Using the Navitimer, you can convert land and nautical miles to kilometers. It's also possible to calculate miles or kilometers per hour and the rate of descent or climb. If you know your speed and the time, the Navitimer can determine how far you've traveled. You can also calculate your fuel consumption. Breitling has a user guide available with illustrative examples on their website.
In-House 01 Caliber Since 2009
Breitling is proud of the fact that an in-house caliber powers the classic Navitimer. It shares a name with the model, simply Breitling 01. The in-house automatic caliber was introduced in 2009. It vibrates at 28,800 A/h, has 47 rubies, and boasts an impressive 70-hour power reserve. The 01 can measure time to 1/4th of a second.
The Cosmonaute is unique in that it features a 24-hour scale on its dial instead of the traditional 12-hour.

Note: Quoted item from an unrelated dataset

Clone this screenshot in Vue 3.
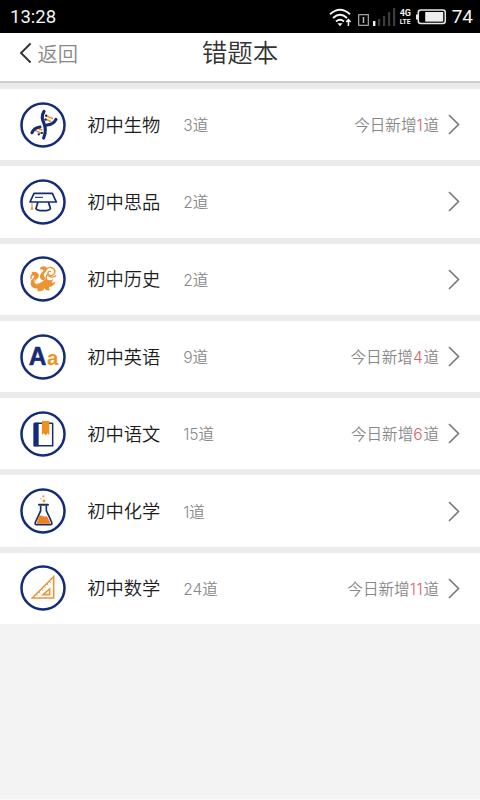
<script setup>
const subjects = [
  { icon: 'biology', name: '初中生物', count: 3, added: 1 },
  { icon: 'ethics', name: '初中思品', count: 2, added: 0 },
  { icon: 'history', name: '初中历史', count: 2, added: 0 },
  { icon: 'english', name: '初中英语', count: 9, added: 4 },
  { icon: 'chinese', name: '初中语文', count: 15, added: 6 },
  { icon: 'chemistry', name: '初中化学', count: 1, added: 0 },
  { icon: 'math', name: '初中数学', count: 24, added: 11 },
]
</script>

<template>
  <div class="screen">
    <div class="status">
      <span class="clock">13:28</span>
      <div class="indicators">
        <svg class="wifi" width="23" height="20" viewBox="0 0 23 20" fill="none" stroke="#f4f4f4" stroke-width="1.9">
          <path d="M1 6.2Q11 -2.6 21 6.2M4 10Q11 3.6 18 10M7 13.5Q11 10 15 13.5" />
          <path d="M8.4 15.3h5.2L11 18.2z" fill="#f4f4f4" stroke="none" />
          <path d="M19.4 18v-6M17.2 14l2.2-2.3 2.2 2.3" stroke-width="1.5" />
        </svg>
        <svg class="sim" width="11" height="12" viewBox="0 0 11 12" fill="none" stroke="#bbb" stroke-width="1.1">
          <rect x=".7" y=".7" width="9.6" height="10.6" />
          <path d="M5.5 3v6" stroke-width="1.5" />
        </svg>
        <svg class="signal" width="23" height="18" viewBox="0 0 23 18">
          <path d="M0 13h2.4v5H0z" fill="#f4f4f4" />
          <path d="M5 11h2.2v7H5zM10 8h2.2v10H10zM15 4h2.2v14H15zM20 0h2.2v18H20z" fill="#3c3c3c" />
        </svg>
        <div class="network"><span>4G</span><span>LTE</span></div>
        <svg class="battery" width="31" height="16" viewBox="0 0 31 16">
          <rect x="2.3" y="1" width="27" height="13.4" rx="2.5" fill="none" stroke="#e8e8e8" stroke-width="1.5" />
          <path d="M0 5.5h2v5H0z" fill="#e8e8e8" />
          <rect x="9.2" y="3" width="18" height="9.6" fill="#eee" />
        </svg>
        <span class="level">74</span>
      </div>
    </div>

    <header class="header">
      <div class="back">
        <svg width="13" height="22" viewBox="0 0 13 22" fill="none" stroke="#333" stroke-width="1.9">
          <path d="M11.6 1.5 2 11l9.6 9.5" />
        </svg>
        <span>返回</span>
      </div>
      <h1 class="title">错题本</h1>
    </header>

    <main class="list">
      <div v-for="s in subjects" :key="s.icon" class="row">
        <svg class="icon" viewBox="0 0 138 138" fill="none">
          <circle cx="69" cy="69" r="64.5" stroke="#142c77" stroke-width="7.5" />
          <g v-if="s.icon === 'biology'" transform="translate(-29 -34)">
            <path d="M106 75 128 84M104 84l19 9M79 111l17 8M73 119l20 9" stroke="#e39a36" stroke-width="5" />
            <path d="M101 62C92 77 96 87 101 98c6 15 5 29-1 44M65 126c5-12 13-16 24-17M110 103c13-1 21-5 27-17" stroke="#142c77" stroke-width="9.5" stroke-linecap="round" />
            <path d="M107 75h1M105 87h1M94 127h1M85 131h1" stroke="#142c77" stroke-width="6.5" stroke-linecap="round" />
          </g>
          <g v-else-if="s.icon === 'ethics'" transform="translate(-29 -25)">
            <path d="M71 68h55l12 26H59zM82 96c-1 6-3 10-5 18 5 8 38 8 43 0-1-8-4-12-5-18" stroke="#142c77" stroke-width="5.2" stroke-linejoin="round" />
            <path d="M74 80h24" stroke="#142c77" stroke-width="3.2" />
            <path d="M65 96v10" stroke="#b98638" stroke-width="2.5" />
            <path d="m65 102 4.5 14q-4.5 3-9 0z" fill="#e29a2e" />
          </g>
          <g v-else-if="s.icon === 'history'" transform="translate(-29 -33)">
            <path d="M91 66c9-5 19-2 19 6 0 7-8 11-10 17 0 5 6 8 4 13-3 6-12 4-14-2-3-7 0-14 5-18 4-3 5-5 4-7-4-3-6 0-10-2z" fill="#ec9332" />
            <path d="M63 82c7-4 17-2 21 4 4 8-2 14-7 18-6 6-3 12 5 12 9-1 16-8 24-14l8 3c5 2 9 1 13-3 1 5-1 8-4 11 5 1 9 0 13-4-3 11-10 16-20 17l2 10c-8 2-13-1-16-7-3 10-12 12-21 8v-7c-12 2-21-6-20-17 1-9 10-13 11-19-1-4-4-3-9-1 4-4 3-8 0-11z" fill="#ec9332" />
            <path d="M109 72c11-10 25-2 25 9-1 9-12 14-19 8-5-5-1-12 5-9M115 93c8 5 15 4 21-1M64 108c0 10 5 16 13 19M112 88c-5 5-6 11-4 17M67 88c-5 4-6 9-5 13" stroke="#ec9332" stroke-width="4" stroke-linecap="round" />
            <path d="M73 101c-4 8 0 15 9 17" stroke="#fff" stroke-width="1.6" />
          </g>
          <g v-else-if="s.icon === 'english'" class="letters">
            <text x="26" y="92" font-size="75" fill="#142c77" stroke="#142c77" stroke-width="1.5" textLength="53" lengthAdjust="spacingAndGlyphs">A</text>
            <text x="81" y="92" font-size="62" fill="#ed9323" textLength="34" lengthAdjust="spacingAndGlyphs">a</text>
          </g>
          <g v-else-if="s.icon === 'chinese'" transform="translate(-29 -31)">
            <path d="M69 70q0-4 4-4h12v71H69z" fill="#142c77" />
            <path d="M73 67.5h52q2 0 2 2V135H71" stroke="#142c77" stroke-width="4.5" />
            <path d="M95 61h22v43l-5-6-6 6-6-6-5 6z" fill="#ee901e" />
          </g>
          <g v-else-if="s.icon === 'chemistry'" transform="translate(-29 -29)">
            <path d="M91 82v15c-3 8-11 24-16 35-2 5 1 7 4 7h41c4 0 6-3 4-7-4-11-12-26-16-35V82" stroke="#173060" stroke-width="5" stroke-linejoin="round" />
            <path d="M86 79h27" stroke="#173060" stroke-width="6" stroke-linecap="round" />
            <path d="M87 112c8-2 12 5 23 2l10 19q1 3-3 3H82q-4 0-2-4z" fill="#ed8125" />
            <circle cx="99" cy="54" r="3.4" fill="#d9a44c" /><circle cx="92" cy="61" r="2.3" fill="#d9a44c" /><circle cx="101" cy="68" r="4.2" fill="#e8973c" />
          </g>
          <g v-else transform="translate(-29 -31)">
            <path d="M130 66v64H66zM118 103v17h-20z" stroke="#e5983c" stroke-width="4.8" stroke-linejoin="miter" />
            <path d="m79 119 4 4m3-11 4 4m4-12 4 4m4-12 4 4m4-12 4 4m4-11 4 4" stroke="#e5983c" stroke-width="2.5" />
          </g>
        </svg>
        <span class="name">{{ s.name }}</span>
        <span class="count">{{ s.count }}道</span>
        <span v-if="s.added" class="added">今日新增<em>{{ s.added }}</em>道</span>
        <svg class="arrow" width="12" height="21" viewBox="0 0 12 21" fill="none" stroke="#777" stroke-width="1.6">
          <path d="m1 1 9.5 9.5L1 20" />
        </svg>
      </div>
    </main>
  </div>
</template>

<style>
body { background: #f3f3f3; }
</style>

<style scoped>
.screen {
  box-sizing: border-box;
  display: flex;
  flex-direction: column;
  height: 800px;
  overflow: hidden;
  border-bottom: 1px solid #fafafa;
  background: #f3f3f3;
  font-family: "Noto Sans CJK SC", sans-serif;
}
.status {
  box-sizing: border-box;
  flex: none;
  display: flex;
  justify-content: space-between;
  height: 33px;
  padding: 0 7px 0 10px;
  background: #000;
  color: #f4f4f4;
  font: 18.5px/34px Roboto, sans-serif;
}
.indicators { display: flex; align-items: flex-start; }
.wifi { margin: 8px 6px 0 0; }
.sim { margin: 14px 4px 0 0; }
.signal { margin: 8px 4px 0 0; }
.network {
  display: flex;
  flex-direction: column;
  width: 12px;
  margin: 9px 4px 0 0;
  font: 700 9px/9px Roboto, sans-serif;
}
.network span:last-child { font-size: 6.8px; line-height: 8px; }
.battery { margin: 9px 5px 0 0; }
.level { font-size: 19px; }
.header {
  box-sizing: border-box;
  flex: none;
  display: grid;
  grid-template-columns: 1fr auto 1fr;
  height: 50px;
  border-bottom: 2px solid #cecece;
  background: #fff;
}
.back {
  display: flex;
  align-items: center;
  gap: 6px;
  height: 40px;
  padding-left: 18.5px;
  color: #888;
  font-size: 20.3px;
  font-weight: 350;
}
.title {
  margin: 0;
  color: #333;
  font-size: 25.5px;
  font-weight: 350;
  line-height: 36px;
}
.list {
  display: flex;
  flex-direction: column;
  gap: 6px;
  padding-top: 6px;
  background: #ebebeb;
}
.row {
  box-sizing: border-box;
  display: flex;
  align-items: center;
  height: 71.3px;
  padding: 0 20px 0 19.7px;
  background: #fff;
}
.icon { flex: none; width: 46px; height: 46px; }
.letters { font-family: "Liberation Sans", sans-serif; font-weight: 700; }
.name {
  width: 96px;
  margin-left: 21.5px;
  padding-bottom: 2px;
  color: #1c1c1c;
  font-size: 18.3px;
  font-weight: 350;
}
.count, .added {
  padding-bottom: 1px;
  color: #888;
  font-family: Inter, "Noto Sans CJK SC", sans-serif;
  font-size: 15.6px;
  font-weight: 350;
}
.added { margin-left: auto; }
.added em {
  color: #e0606c;
  font-style: normal;
  letter-spacing: 0.7px;
}
.arrow { flex: none; margin-left: 9px; }
.count + .arrow { margin-left: auto; }
</style>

It's powered by the 02, while the GMT is powered by the 04. Both calibers are in-house movements that run at 28,800 A/h and have 70-hour power reserves.
In the past, Breitling had often chosen ETA movements to power the Navitimer. There's no disadvantage to using them, as they're reliable Swiss calibers every experienced watchmaker can maintain and repair. Occasionally, you'll find Navitimers with quartz movements and digital displays. These watches were Breitling's response to the watches being made in Asia and they remain a curiosity today.
What alternatives to the Breitling Navitimer can you find in the luxury watch market? Luckily, there's no shortage of high-quality pilot's watches. Worthy of mention are the Fortis Flieger
or the IWC Pilot's Watch Chronograph
. One competitor comes particularly close to the Navitimer: the Sinn 903
. This is no coincidence, either, as the German manufacturer purchased the license
from Breitling to create a largely identical watch during the quartz crisis. The Sinn isn't the original, but has its own advantages. It's waterproof to 100 m (10 bar), while the Breitling Navitimer is waterproof to only 30 m (3 bar). You can buy a new Sinn 903 for around 2,500 euros. The manufacturer powers this watch with the SW 500 from Sellita. The SW 500 is a recreation of the famous Valjoux 7750 movement.